Communication over a direct physical connection (such as a wire) between a single origin and destination doesn't need any kind of address or routing information to tell a message where to go. You might have to set up the connection first (by placing a telephone call or plugging cables into a switchboard), but after you're connected, the link remains in place until you instruct the system to disconnect. This kind of connection is great for voice and for simple data links, but it's not particularly efficient for digital data on a complex network that serves many origins and destinations, because a single connection ties up the circuit all the time, even when no data is moving through the channel.

The alternative is to send your message to a switching center that will hold it until a link to the destination becomes available. This is known as a store and forward system. If the network has been properly designed for the type of data and the amount of traffic in the system, the waiting time will be insignificant. If the communications network covers a lot of territory, you can forward the message to one or more intermediate switching centers before it reaches the ultimate destination.

To make the network even more efficient, you can divide messages that are longer than some arbitrary limit into separate pieces, called packets or frames. Packets from more than one message can alternate with packets containing other messages as they travel between switching centers, and reassemble themselves into the original messages at the destination.

The great advantage of this approach is that many messages can share the same circuits on an as-available basis. The packets from a single message might alternate with packets from one or more other messages as they move through parts of the network. For example, if you send a message to a recipient in another city, the packets usually move through an inter-city channel along with many other messages.

Each data packet must also contain yet another set of information: the address of the packet's destination, the sequence order of this packet relative to other packets in the original transmission, and so forth. Some of this information provides additional error checking and instructs the switching centers where to forward each packet, while other information tells the destination device how to reassemble the data in the packet back into the original message.

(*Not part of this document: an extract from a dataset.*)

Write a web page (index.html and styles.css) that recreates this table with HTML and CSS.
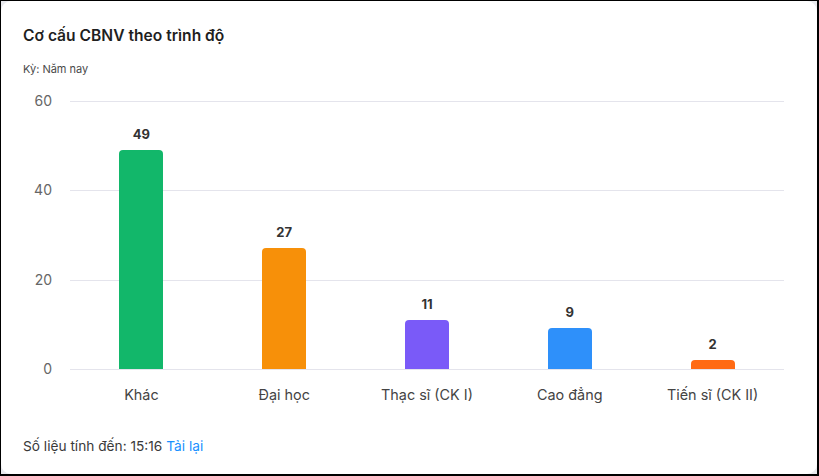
FILE: index.html
```html
<!DOCTYPE html>
<html lang="vi">
<head>
<meta charset="utf-8">
<title>Cơ cấu CBNV theo trình độ</title>
<link rel="stylesheet" href="styles.css">
</head>
<body>
<div class="frame">
  <div class="card">
    <h2 class="title">Cơ cấu CBNV theo trình độ</h2>
    <div class="period">Kỳ: Năm nay</div>
    <div class="chart">
      <div class="plot">
        <div class="grid" style="top:0%"><span class="ylabel">60</span></div>
        <div class="grid" style="top:33.333%"><span class="ylabel">40</span></div>
        <div class="grid" style="top:66.667%"><span class="ylabel">20</span></div>
        <div class="grid" style="top:100%"><span class="ylabel">0</span></div>
        <div class="bars">
          <div class="col"><span class="val">49</span><div class="bar green" style="height:219px"></div></div>
          <div class="col"><span class="val">27</span><div class="bar orange" style="height:121px"></div></div>
          <div class="col"><span class="val">11</span><div class="bar purple" style="height:49px"></div></div>
          <div class="col"><span class="val">9</span><div class="bar blue" style="height:41px"></div></div>
          <div class="col"><span class="val">2</span><div class="bar red" style="height:9px"></div></div>
        </div>
      </div>
      <div class="xlabels">
        <span>Khác</span>
        <span>Đại học</span>
        <span>Thạc sĩ (CK I)</span>
        <span>Cao đẳng</span>
        <span>Tiến sĩ (CK II)</span>
      </div>
    </div>
    <div class="footer">Số liệu tính đến: 15:16 <a href="#" class="reload">Tải lại</a></div>
  </div>
</div>
</body>
</html>
```
FILE: styles.css
```css
* { box-sizing: border-box; }
html, body { margin: 0; padding: 0; }
body {
  background: #000;
  font-family: Inter, "Noto Sans", "Liberation Sans", sans-serif;
  width: 819px;
  height: 476px;
  overflow: hidden;
}
.frame {
  margin: 1px 2px 2px 1px;
  height: 473px;
  background: #e9eaee;
}
.card {
  background: #fff;
  border-radius: 10px;
  height: 100%;
  padding: 25px 22px 0 22px;
  display: flex;
  flex-direction: column;
}
.title {
  margin: 0;
  font-size: 15.6px;
  line-height: 20px;
  font-weight: 600;
  color: #1f1f1f;
}
.period {
  margin-top: 15px;
  font-size: 11px;
  line-height: 16px;
  color: #4a4a4a;
}
.chart {
  margin-top: 24px;
  padding-left: 47px;
  padding-right: 11px;
}
.plot {
  position: relative;
  height: 268px;
}
.grid {
  position: absolute;
  left: 0;
  right: 0;
  height: 1px;
  background: #e4e4ec;
}
.ylabel {
  position: absolute;
  right: calc(100% + 18px);
  top: -10px;
  font-size: 14px;
  line-height: 20px;
  color: #666;
  text-align: right;
}
.bars {
  position: absolute;
  inset: 0;
  display: flex;
  align-items: flex-end;
}
.col {
  flex: 1;
  display: flex;
  flex-direction: column;
  align-items: center;
  justify-content: flex-end;
}
.val {
  font-size: 13px;
  line-height: 16px;
  font-weight: 700;
  color: #333;
  margin-bottom: 8px;
}
.bar {
  width: 44px;
  border-radius: 4px 4px 0 0;
}
.green { background: #12b76a; }
.orange { background: #f79009; }
.purple { background: #7a5af8; }
.blue { background: #2e90fa; }
.red { background: #ff6a14; }
.xlabels {
  display: flex;
  margin-top: 16px;
}
.xlabels span {
  flex: 1;
  text-align: center;
  font-size: 14.4px;
  line-height: 20px;
  color: #444;
}
.footer {
  margin-top: 32px;
  font-size: 13.7px;
  line-height: 18px;
  color: #3a3a3a;
}
.reload {
  color: #1890ff;
  text-decoration: none;
}
```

The headers (at the beginning of a packet) and trailers (at the end of a packet) attached to each packet include the address of the packet's destination, information that allows the recipient to confirm that the packet's content is accurate, and information that the recipient uses to reassemble the packets in the original order. Between the origin and the destination, network routing equipment sometimes adds more headers or trailers that contain routing instructions and other administrative information.

Figure 2-2 shows how a network adds and removes headers and trailers at different stages of a communication session. The specific names of the headers and trailer don't matter right now; the point is that they surround the original data packet.

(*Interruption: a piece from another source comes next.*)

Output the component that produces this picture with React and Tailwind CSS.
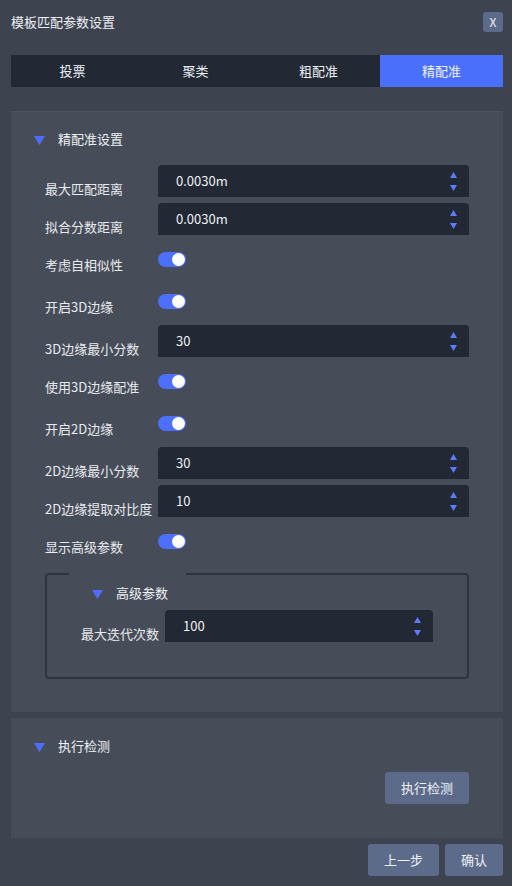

A data packet may be surrounded by several kinds of headers and footers.

Figure 2-2. A data packet may be surrounded by several kinds of headers and footers.

That same pattern repeats every time you add another layer of activity to a communications system. Each layer may attach additional information to the original message and strip off that information after it has done whatever the added information instructed it to do. By the time a message travels from a laptop computer on a wireless network through an office network and a gateway to the Internet, and onward to a distant computer connected to another local network, a dozen or more information attachments might be added and removed before the recipient reads the original text. A package of data that includes address and control information ahead of the bits that contain the content of the message, followed by an error-checking sequence, is called a frame. Both wired and wireless networks divide the data stream into frames that contain various forms of handshaking information along with the original data.

Note

The network deals with packets and frames at different places during the process of transmitting data. Fortunately, this all happens automatically, so you (as a network user) don't have to worry about adding or removing them by hand.

Error Checking

In a perfect transmission channel, the signal that goes in at one end would be absolutely identical to the one that comes out at the other end. But in the real world, there's almost always some kind of noise along the line that can interfere with the original signal. Noise is defined as anything that interrupts or is added to the original signal; it could be caused by a lightning strike, interference from another communications channel, devices not working correctly, or dirt on an electrical contact someplace in the circuit (or in the case of carrier pigeons, an attack by a marauding hawk). Whatever the source, noise in the channel can interrupt the flow of data. In a modern communications system, those bits are pouring through the circuit extremely quickly—millions of them every second—so a noise hit for even a fraction of a second can obliterate enough bits to turn your data into digital gibberish.

Therefore, your data stream must include a process called error checking. Error checking is accomplished by adding some kind of standard information to each byte. In a simple computer data network, the handshaking information is called the parity bit, which tells the device receiving each byte whether the sum of the ones and zeroes inside the byte is odd or even. This value is called a checksum. If the receiving device discovers that the parity bit is not correct, it instructs the transmitter to send the same byte again. More complex networks, including wireless systems, include additional error-checking handshaking data with each string of data.

Handshaking and Overhead

The computer that originates a message or a stream of data can't just jump online and start sending bytes. First it has to warn the device at the other end that it is ready to send and make sure the intended recipient is ready to accept data. To accomplish this, a series of "handshaking" requests and answers must surround the actual data.

The sequence of requests goes something like this:

Origin: "Hey destination! I have some data for you."

Destination: "Okay, origin, go ahead. I'm ready."

Origin: "Here comes the data."

Origin: Data data data data . . . checksum

Origin: "That's the message. Did you get it?"

Destination: "I got something, but it appears to be damaged."

Origin: "Here it is again."

Origin: Data data data data . . . checksum

Origin: "Did you get it that time?"

Destination: "Yup, I got it. I'm ready for more data."

We can leave the specific form of handshaking information to the network designers and engineers, but it's important to understand that not every bit that moves through a computer data network is part of the original block of information that arrived at the input computer. In a complex network such as a wireless data channel, as much as 40 percent or more of the transmitted data is handshaking and other overhead. It's all essential, but every one of those bits increases the amount of time that the message needs to move through the network.